### Goal of the exercise
In the data, extract each line that holds the string "table".

### Data provided

__________________________________________________

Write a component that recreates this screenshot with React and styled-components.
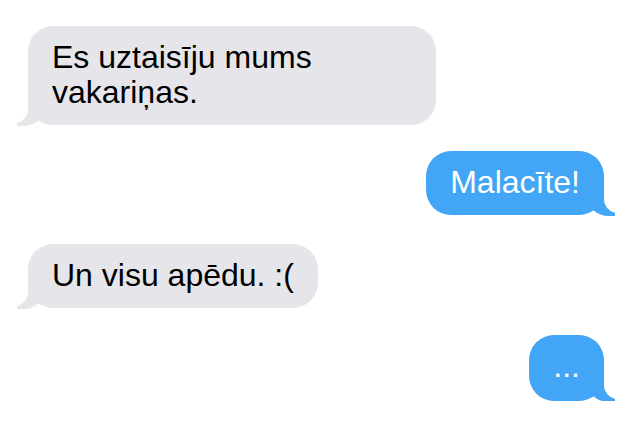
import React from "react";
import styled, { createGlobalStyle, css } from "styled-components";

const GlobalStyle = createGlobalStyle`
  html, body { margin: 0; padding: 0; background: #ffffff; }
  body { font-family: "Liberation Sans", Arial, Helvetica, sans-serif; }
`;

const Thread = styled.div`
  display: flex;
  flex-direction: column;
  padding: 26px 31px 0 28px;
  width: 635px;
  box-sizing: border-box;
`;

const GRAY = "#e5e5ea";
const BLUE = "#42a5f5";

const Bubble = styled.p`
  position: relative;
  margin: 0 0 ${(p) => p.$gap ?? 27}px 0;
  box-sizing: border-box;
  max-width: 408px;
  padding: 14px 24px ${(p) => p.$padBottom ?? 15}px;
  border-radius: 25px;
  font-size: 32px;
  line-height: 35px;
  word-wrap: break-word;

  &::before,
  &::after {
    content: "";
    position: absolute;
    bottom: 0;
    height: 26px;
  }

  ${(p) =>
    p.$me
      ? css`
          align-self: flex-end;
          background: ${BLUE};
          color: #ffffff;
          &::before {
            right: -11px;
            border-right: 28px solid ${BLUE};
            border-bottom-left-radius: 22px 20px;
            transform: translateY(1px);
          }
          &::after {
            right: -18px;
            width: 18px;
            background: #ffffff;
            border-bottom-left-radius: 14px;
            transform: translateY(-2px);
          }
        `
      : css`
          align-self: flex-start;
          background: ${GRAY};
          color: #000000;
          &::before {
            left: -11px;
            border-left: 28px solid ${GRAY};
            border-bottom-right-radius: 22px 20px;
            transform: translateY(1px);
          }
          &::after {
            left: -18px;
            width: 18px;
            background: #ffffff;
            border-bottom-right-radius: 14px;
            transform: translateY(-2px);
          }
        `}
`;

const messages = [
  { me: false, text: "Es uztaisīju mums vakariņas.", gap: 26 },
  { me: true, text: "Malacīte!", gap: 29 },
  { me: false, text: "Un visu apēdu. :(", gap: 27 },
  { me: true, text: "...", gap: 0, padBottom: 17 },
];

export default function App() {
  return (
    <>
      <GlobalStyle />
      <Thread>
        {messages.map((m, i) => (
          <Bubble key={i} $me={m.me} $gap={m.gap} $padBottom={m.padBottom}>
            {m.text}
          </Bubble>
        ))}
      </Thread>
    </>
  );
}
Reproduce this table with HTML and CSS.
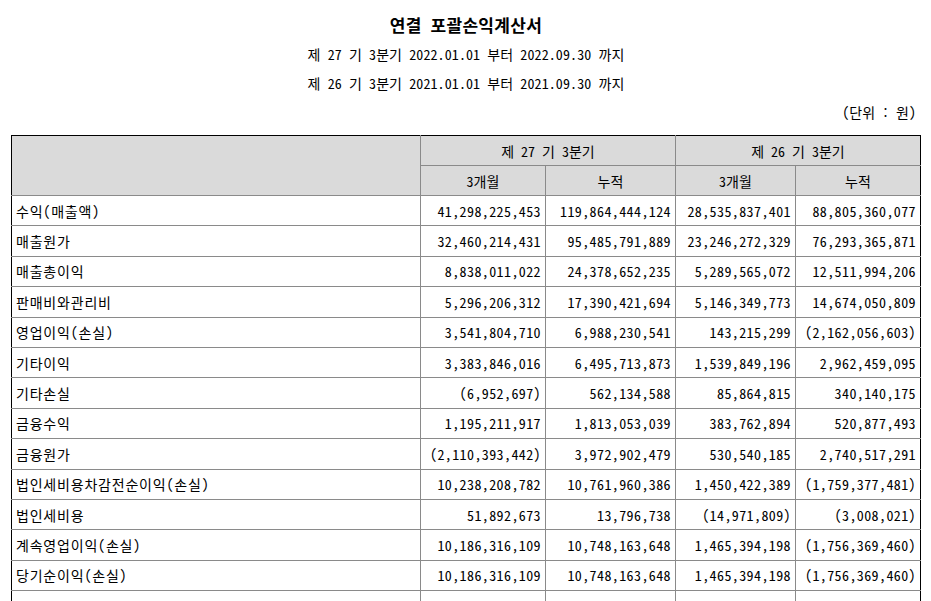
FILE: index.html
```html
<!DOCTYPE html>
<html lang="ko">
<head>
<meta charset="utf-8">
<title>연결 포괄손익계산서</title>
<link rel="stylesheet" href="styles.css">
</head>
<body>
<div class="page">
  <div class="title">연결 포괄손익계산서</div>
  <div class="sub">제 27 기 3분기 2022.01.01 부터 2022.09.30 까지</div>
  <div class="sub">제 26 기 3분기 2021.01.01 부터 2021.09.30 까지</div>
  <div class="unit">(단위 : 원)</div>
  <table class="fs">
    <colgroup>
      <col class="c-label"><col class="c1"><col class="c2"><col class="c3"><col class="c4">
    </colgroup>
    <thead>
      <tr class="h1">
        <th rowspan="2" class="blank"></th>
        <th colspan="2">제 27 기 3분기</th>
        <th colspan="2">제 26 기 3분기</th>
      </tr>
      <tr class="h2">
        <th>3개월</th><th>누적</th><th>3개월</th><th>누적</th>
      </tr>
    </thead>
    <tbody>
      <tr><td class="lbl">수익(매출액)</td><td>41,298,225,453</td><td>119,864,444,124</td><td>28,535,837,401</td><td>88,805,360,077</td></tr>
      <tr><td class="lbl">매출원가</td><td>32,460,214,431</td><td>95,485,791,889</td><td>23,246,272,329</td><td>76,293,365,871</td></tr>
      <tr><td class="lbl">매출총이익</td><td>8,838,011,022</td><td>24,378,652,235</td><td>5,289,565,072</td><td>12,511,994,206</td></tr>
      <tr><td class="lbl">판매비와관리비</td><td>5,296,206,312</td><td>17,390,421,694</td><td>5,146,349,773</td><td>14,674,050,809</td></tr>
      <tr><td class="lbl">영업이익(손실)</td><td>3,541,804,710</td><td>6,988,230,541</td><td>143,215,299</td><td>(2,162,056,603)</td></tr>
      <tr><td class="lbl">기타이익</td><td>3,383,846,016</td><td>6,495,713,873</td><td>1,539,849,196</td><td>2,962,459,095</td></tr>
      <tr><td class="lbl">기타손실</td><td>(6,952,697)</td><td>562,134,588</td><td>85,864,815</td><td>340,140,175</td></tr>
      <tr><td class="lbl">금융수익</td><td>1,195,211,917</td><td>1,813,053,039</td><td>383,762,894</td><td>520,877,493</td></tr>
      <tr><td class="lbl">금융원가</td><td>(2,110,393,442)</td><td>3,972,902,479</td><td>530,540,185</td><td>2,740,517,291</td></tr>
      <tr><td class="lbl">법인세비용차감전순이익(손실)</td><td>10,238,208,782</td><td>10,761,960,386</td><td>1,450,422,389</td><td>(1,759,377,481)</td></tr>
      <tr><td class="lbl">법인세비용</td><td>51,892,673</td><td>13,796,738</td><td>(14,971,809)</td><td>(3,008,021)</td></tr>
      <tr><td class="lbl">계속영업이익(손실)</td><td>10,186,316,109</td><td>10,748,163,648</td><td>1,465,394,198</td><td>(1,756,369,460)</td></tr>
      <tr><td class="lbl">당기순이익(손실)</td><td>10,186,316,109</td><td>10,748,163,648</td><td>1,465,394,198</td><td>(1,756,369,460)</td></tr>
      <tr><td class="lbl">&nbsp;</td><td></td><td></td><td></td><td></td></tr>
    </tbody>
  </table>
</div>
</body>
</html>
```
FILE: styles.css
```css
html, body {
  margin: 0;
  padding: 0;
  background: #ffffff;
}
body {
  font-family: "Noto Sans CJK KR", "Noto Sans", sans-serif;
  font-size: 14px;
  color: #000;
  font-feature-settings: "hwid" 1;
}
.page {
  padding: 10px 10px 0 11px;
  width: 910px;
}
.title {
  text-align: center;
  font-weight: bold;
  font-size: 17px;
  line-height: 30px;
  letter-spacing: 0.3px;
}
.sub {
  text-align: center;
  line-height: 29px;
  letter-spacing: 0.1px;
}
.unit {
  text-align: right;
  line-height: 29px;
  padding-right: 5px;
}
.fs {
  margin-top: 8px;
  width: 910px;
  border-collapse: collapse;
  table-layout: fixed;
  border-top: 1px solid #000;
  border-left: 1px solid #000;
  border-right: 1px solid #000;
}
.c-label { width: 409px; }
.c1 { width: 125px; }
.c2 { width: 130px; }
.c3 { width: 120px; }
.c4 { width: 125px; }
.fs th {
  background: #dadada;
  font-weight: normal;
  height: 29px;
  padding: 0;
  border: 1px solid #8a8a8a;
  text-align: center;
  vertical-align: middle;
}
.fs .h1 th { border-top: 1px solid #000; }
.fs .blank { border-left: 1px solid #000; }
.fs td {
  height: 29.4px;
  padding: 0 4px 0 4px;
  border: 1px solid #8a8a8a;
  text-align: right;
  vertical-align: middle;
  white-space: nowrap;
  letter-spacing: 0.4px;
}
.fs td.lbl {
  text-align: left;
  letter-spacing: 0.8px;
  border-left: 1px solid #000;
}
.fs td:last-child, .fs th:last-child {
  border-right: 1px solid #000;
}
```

__________________________________________________

### Task solution
Reproduce this table with HTML and CSS.
  <table class="fs">
  </table>
  table-layout: fixed;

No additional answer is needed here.